[Records]
-- start --

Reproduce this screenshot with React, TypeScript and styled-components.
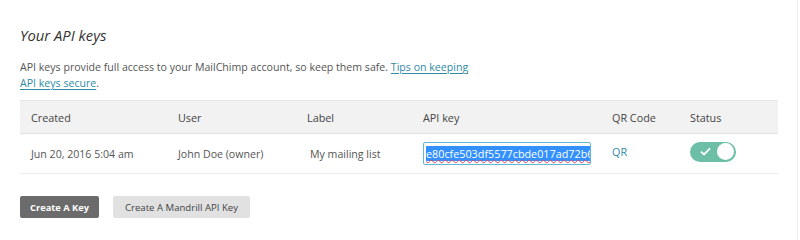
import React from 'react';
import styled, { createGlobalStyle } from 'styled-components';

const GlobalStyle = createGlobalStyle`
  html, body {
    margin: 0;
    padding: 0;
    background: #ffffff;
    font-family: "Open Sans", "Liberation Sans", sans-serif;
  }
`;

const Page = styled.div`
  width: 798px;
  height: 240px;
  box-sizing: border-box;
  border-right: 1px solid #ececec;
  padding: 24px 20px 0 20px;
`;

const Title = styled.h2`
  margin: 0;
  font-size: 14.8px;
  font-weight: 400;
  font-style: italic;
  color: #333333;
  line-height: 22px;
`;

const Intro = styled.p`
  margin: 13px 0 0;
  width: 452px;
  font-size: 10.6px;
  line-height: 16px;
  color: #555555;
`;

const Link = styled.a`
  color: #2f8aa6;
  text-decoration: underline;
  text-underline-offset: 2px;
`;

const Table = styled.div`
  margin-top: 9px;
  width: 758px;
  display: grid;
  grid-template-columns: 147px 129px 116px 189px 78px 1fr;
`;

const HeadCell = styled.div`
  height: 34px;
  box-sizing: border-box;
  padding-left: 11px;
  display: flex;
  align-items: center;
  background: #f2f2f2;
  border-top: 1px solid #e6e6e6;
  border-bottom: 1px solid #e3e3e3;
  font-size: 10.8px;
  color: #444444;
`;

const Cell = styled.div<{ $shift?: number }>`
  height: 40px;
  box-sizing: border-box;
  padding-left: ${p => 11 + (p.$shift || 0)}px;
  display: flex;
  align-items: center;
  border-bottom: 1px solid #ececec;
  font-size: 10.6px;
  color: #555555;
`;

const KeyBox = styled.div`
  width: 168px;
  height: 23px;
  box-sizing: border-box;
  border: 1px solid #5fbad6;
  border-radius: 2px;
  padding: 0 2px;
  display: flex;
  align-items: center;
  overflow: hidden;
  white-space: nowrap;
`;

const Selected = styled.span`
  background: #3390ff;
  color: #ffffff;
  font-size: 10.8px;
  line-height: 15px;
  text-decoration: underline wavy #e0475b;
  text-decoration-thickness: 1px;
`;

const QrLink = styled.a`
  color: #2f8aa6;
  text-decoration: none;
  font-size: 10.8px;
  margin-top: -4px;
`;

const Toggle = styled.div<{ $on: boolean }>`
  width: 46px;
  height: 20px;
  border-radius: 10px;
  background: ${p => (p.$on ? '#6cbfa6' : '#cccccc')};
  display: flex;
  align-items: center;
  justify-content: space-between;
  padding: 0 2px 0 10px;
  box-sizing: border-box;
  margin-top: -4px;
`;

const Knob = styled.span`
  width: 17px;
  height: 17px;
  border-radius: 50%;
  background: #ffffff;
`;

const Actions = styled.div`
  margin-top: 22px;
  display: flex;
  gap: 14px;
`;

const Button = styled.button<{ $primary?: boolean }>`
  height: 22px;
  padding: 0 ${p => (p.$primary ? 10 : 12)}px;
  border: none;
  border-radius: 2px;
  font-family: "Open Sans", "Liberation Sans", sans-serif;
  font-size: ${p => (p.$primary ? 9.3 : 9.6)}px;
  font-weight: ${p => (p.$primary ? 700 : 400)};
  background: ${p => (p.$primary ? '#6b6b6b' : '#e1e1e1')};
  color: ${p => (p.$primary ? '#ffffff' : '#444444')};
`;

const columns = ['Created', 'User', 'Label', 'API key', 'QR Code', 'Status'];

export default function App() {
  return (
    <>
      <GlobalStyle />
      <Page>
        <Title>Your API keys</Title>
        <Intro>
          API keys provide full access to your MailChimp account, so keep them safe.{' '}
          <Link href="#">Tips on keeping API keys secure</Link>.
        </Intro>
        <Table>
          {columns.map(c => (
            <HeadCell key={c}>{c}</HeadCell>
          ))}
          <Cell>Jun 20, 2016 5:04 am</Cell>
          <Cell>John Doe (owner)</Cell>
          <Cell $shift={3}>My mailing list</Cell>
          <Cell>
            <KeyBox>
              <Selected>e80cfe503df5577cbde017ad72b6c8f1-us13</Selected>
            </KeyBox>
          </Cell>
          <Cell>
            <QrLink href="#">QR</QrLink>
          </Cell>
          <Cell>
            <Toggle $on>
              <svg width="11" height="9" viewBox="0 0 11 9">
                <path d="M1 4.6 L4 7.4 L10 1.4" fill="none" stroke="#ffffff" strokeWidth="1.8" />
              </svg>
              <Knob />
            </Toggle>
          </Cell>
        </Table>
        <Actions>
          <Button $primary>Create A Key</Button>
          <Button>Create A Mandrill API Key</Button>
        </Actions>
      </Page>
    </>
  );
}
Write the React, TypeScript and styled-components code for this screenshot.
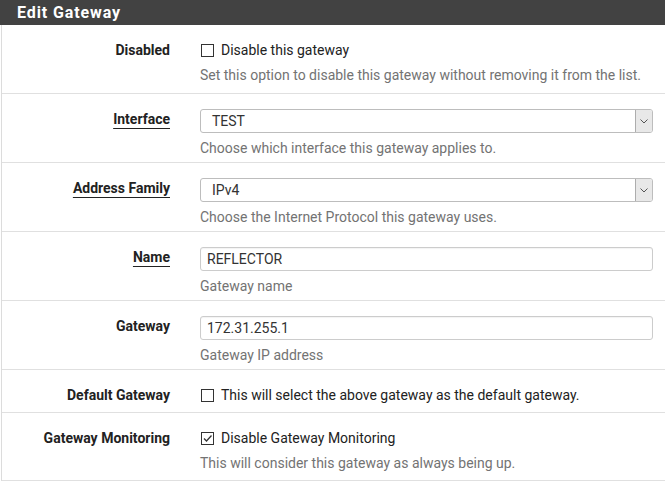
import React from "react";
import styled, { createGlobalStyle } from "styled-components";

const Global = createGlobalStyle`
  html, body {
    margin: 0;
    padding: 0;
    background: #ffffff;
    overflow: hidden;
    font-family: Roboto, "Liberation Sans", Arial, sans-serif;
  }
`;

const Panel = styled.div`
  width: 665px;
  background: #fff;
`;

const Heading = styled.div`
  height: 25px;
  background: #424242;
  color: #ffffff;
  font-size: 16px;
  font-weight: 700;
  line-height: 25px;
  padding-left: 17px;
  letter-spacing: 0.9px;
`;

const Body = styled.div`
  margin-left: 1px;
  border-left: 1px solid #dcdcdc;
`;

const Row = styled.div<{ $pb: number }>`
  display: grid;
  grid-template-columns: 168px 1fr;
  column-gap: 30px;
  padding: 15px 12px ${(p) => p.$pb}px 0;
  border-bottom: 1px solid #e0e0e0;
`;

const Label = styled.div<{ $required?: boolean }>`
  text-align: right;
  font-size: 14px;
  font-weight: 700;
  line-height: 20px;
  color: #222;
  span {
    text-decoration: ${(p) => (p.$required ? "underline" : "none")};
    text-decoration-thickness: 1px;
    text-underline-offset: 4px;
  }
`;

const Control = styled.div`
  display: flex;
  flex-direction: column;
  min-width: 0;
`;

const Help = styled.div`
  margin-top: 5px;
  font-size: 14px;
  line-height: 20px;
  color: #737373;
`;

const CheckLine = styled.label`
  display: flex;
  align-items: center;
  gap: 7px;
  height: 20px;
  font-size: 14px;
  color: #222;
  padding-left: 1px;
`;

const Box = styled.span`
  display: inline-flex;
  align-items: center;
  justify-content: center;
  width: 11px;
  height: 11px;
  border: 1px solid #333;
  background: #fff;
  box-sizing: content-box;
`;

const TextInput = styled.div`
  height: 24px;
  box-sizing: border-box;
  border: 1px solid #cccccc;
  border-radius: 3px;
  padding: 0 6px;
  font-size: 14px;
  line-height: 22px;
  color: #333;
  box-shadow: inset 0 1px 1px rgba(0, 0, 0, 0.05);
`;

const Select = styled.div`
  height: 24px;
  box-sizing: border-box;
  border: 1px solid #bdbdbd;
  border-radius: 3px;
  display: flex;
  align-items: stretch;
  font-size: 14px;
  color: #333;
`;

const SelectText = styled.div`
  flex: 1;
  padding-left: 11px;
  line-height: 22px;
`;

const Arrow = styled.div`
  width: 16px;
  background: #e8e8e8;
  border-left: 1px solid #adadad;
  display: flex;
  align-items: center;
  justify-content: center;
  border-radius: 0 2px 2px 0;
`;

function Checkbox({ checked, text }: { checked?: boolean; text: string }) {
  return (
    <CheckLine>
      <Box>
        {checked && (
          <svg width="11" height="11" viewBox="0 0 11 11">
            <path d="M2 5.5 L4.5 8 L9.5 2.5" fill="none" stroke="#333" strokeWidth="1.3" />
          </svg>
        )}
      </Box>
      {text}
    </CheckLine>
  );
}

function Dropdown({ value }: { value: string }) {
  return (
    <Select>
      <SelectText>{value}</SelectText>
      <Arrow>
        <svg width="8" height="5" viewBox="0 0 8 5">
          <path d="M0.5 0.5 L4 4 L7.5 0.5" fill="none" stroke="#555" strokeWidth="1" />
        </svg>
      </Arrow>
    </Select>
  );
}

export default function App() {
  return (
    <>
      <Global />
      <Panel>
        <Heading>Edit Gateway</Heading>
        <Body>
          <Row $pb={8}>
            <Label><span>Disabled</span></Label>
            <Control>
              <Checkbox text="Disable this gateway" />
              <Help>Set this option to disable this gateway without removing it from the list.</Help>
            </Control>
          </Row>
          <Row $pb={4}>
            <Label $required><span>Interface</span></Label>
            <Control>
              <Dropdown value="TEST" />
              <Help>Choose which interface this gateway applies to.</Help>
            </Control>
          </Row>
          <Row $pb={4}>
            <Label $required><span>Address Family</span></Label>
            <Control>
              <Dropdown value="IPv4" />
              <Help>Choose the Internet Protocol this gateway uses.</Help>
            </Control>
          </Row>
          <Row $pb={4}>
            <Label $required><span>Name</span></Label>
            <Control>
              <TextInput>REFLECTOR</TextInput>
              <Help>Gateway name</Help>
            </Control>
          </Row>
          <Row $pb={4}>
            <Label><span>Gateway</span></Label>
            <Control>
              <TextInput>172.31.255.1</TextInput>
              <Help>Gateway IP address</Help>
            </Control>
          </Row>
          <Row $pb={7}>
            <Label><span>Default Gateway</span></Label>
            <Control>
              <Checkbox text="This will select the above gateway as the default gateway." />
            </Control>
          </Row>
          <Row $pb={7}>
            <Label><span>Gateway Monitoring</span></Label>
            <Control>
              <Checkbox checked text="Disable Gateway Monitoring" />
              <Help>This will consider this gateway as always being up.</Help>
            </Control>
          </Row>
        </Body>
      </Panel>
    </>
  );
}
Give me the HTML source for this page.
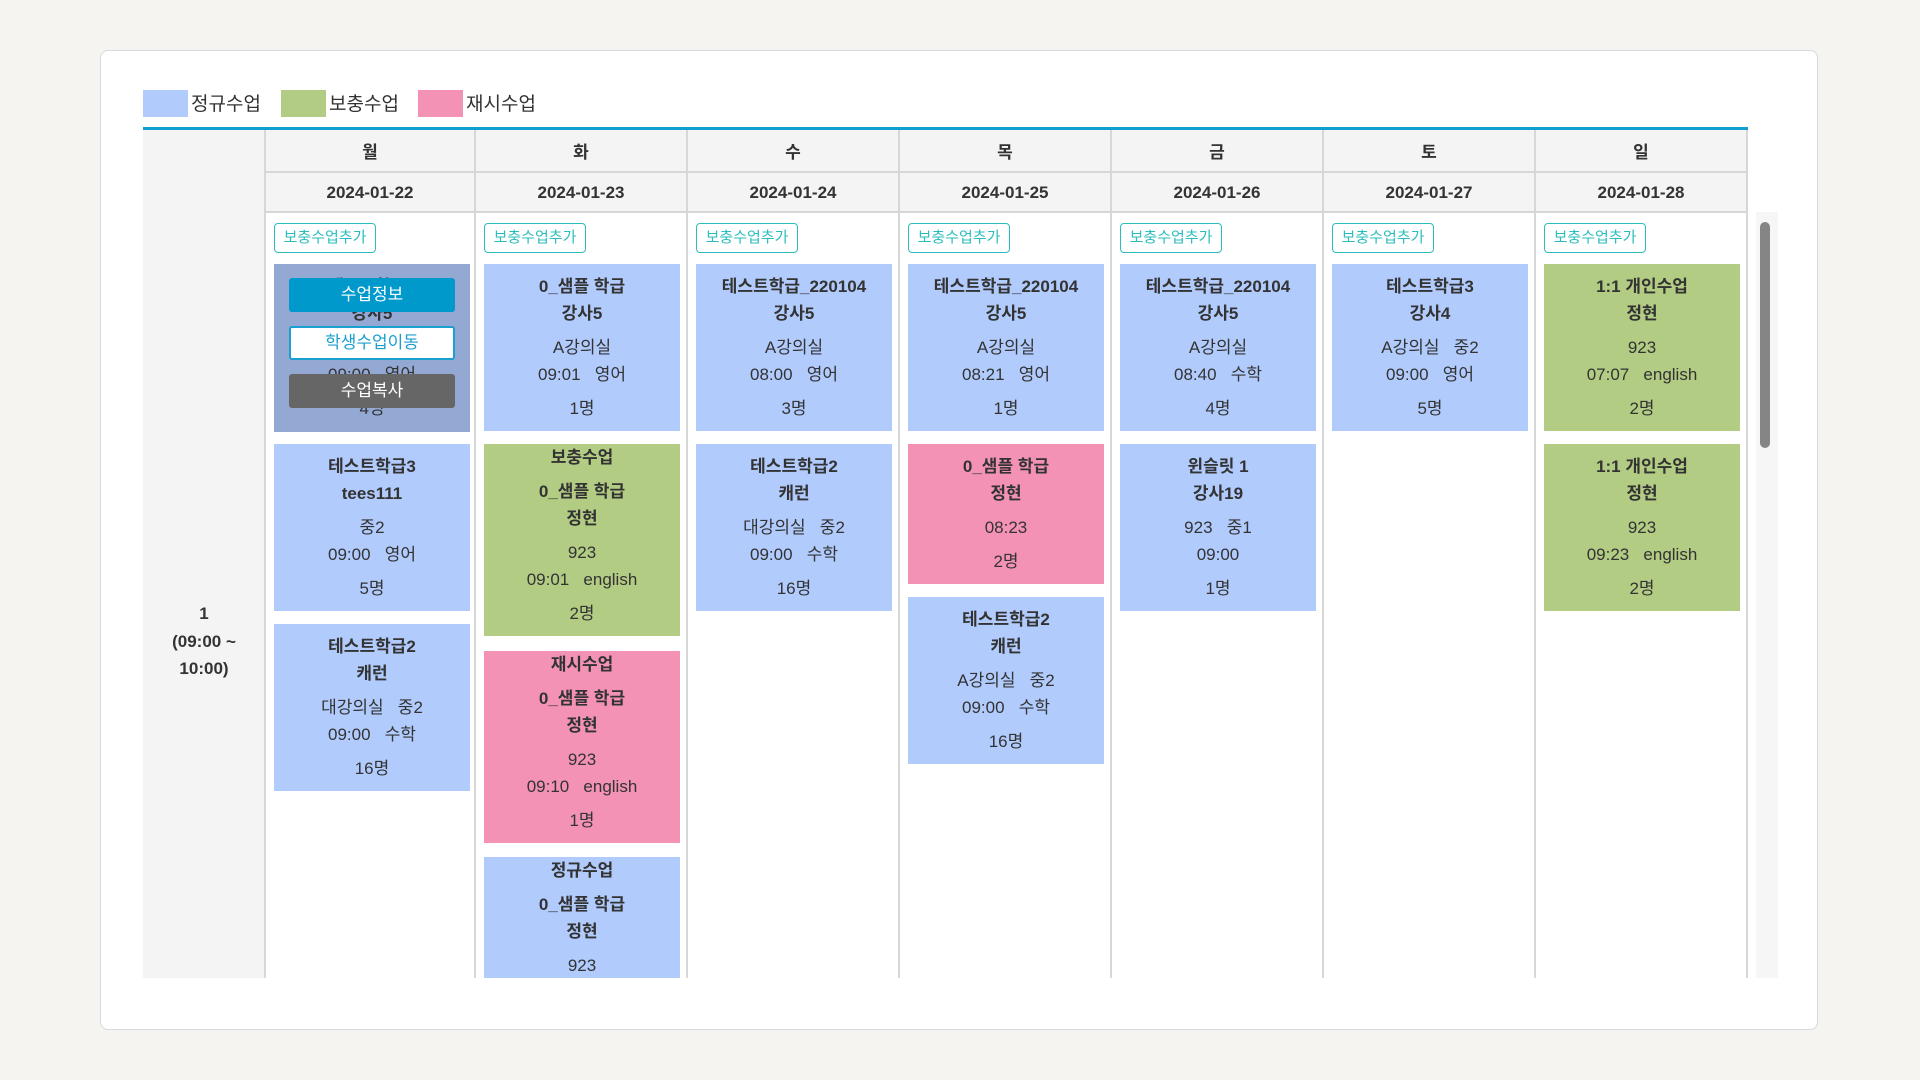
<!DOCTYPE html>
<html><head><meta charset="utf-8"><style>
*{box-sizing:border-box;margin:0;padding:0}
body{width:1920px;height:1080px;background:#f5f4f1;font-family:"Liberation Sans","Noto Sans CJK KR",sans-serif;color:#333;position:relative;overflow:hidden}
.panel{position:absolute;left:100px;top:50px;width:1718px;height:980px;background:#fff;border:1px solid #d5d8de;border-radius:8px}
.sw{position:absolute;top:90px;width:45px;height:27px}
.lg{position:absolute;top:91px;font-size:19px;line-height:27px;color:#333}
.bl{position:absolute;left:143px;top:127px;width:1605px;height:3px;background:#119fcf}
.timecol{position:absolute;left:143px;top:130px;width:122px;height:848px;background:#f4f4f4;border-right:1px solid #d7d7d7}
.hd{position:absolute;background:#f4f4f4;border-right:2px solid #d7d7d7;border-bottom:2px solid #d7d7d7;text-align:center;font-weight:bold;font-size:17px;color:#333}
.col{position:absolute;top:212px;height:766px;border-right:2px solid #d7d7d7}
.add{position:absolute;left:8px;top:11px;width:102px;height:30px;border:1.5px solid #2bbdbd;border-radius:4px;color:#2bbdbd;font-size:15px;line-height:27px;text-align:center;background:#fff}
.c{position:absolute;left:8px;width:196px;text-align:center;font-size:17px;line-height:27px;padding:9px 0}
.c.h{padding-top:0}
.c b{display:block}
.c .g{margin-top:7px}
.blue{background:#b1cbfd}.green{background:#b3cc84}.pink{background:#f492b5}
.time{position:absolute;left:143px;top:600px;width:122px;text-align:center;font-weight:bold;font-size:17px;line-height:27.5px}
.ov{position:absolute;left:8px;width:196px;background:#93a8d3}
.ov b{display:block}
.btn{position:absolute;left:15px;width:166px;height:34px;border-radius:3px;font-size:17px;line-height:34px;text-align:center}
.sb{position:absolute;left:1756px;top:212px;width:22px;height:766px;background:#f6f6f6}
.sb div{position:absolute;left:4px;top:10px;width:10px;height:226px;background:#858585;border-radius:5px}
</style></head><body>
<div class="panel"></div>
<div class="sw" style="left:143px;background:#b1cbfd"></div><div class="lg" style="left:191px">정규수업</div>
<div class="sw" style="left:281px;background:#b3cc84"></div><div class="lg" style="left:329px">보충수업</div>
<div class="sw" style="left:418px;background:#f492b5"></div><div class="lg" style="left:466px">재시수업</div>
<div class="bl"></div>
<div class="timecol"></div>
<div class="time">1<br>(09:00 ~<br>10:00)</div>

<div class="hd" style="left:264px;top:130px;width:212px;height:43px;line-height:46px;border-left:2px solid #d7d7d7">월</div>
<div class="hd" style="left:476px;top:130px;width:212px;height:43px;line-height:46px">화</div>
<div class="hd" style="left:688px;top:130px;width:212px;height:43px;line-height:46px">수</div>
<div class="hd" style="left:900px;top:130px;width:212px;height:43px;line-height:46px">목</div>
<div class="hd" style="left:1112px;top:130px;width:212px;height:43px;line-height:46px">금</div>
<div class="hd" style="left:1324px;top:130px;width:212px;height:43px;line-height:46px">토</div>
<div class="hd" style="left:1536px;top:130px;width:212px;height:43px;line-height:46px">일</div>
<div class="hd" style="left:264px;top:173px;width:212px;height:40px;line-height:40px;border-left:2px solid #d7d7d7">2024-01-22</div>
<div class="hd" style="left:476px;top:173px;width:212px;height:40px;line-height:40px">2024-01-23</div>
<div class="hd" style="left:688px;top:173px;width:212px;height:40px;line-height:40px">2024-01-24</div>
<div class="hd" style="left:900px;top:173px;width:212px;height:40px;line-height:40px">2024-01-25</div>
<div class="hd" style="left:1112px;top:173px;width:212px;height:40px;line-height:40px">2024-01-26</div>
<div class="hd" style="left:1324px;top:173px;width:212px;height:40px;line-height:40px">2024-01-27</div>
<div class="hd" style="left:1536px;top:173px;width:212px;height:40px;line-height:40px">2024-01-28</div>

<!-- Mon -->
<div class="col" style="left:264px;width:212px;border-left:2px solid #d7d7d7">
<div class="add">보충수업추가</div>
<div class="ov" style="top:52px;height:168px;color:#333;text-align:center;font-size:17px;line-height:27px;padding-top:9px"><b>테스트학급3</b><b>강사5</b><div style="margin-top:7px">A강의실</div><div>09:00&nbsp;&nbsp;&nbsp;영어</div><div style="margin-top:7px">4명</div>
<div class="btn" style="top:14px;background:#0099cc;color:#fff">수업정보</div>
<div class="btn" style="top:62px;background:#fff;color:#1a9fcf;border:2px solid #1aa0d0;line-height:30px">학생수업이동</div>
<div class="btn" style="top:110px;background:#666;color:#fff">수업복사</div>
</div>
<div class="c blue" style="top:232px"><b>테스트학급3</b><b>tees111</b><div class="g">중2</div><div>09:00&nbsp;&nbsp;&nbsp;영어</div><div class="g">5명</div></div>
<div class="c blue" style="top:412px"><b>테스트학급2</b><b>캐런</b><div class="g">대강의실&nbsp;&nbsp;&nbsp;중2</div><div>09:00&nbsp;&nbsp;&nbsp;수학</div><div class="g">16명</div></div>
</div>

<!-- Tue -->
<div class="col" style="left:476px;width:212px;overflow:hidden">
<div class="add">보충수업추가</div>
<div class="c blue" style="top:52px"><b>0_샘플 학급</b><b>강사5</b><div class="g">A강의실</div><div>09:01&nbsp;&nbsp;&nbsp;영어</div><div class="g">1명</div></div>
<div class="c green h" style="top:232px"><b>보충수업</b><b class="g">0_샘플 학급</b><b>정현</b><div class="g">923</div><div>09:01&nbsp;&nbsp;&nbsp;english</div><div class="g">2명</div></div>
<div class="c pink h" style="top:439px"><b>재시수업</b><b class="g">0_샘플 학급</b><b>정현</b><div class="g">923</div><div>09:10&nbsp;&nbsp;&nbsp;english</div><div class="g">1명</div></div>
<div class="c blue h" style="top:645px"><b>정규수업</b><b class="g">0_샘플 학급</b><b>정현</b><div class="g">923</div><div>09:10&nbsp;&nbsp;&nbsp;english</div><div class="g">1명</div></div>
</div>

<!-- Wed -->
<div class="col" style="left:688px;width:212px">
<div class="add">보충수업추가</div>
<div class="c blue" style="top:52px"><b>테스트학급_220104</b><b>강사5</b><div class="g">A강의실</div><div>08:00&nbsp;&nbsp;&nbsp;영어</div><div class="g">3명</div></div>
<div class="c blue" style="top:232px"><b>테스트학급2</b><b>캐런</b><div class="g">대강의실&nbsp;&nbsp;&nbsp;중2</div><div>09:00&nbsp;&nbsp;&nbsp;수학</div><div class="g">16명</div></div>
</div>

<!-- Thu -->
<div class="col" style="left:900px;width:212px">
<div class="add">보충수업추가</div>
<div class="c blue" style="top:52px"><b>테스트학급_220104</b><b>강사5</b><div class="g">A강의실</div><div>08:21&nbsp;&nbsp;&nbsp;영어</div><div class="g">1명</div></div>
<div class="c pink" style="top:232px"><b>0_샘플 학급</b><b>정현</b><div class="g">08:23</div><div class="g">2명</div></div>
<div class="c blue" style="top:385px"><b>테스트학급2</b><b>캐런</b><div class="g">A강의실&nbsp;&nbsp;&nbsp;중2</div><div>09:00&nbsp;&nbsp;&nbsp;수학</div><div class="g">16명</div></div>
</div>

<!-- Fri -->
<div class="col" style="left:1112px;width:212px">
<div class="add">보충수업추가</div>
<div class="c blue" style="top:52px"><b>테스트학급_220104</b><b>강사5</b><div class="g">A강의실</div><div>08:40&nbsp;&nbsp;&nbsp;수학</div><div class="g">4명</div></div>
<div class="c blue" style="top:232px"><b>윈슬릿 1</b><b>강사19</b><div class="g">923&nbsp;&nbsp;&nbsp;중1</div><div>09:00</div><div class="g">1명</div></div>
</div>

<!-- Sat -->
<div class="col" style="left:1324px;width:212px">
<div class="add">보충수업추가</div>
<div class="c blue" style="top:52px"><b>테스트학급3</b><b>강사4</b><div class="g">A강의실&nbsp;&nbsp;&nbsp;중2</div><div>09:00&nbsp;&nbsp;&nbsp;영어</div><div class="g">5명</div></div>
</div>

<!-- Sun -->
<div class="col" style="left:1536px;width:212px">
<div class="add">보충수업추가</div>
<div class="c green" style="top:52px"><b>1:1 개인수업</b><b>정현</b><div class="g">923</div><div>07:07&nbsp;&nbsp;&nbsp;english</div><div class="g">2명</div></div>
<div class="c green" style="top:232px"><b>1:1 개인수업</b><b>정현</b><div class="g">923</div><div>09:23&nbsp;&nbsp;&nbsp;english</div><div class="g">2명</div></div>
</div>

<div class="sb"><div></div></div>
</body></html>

-- end --

(SHORT PROBLEM): Tally the lines above that contain the word "components", and reply with only the number.

(IN RESPONSE): 4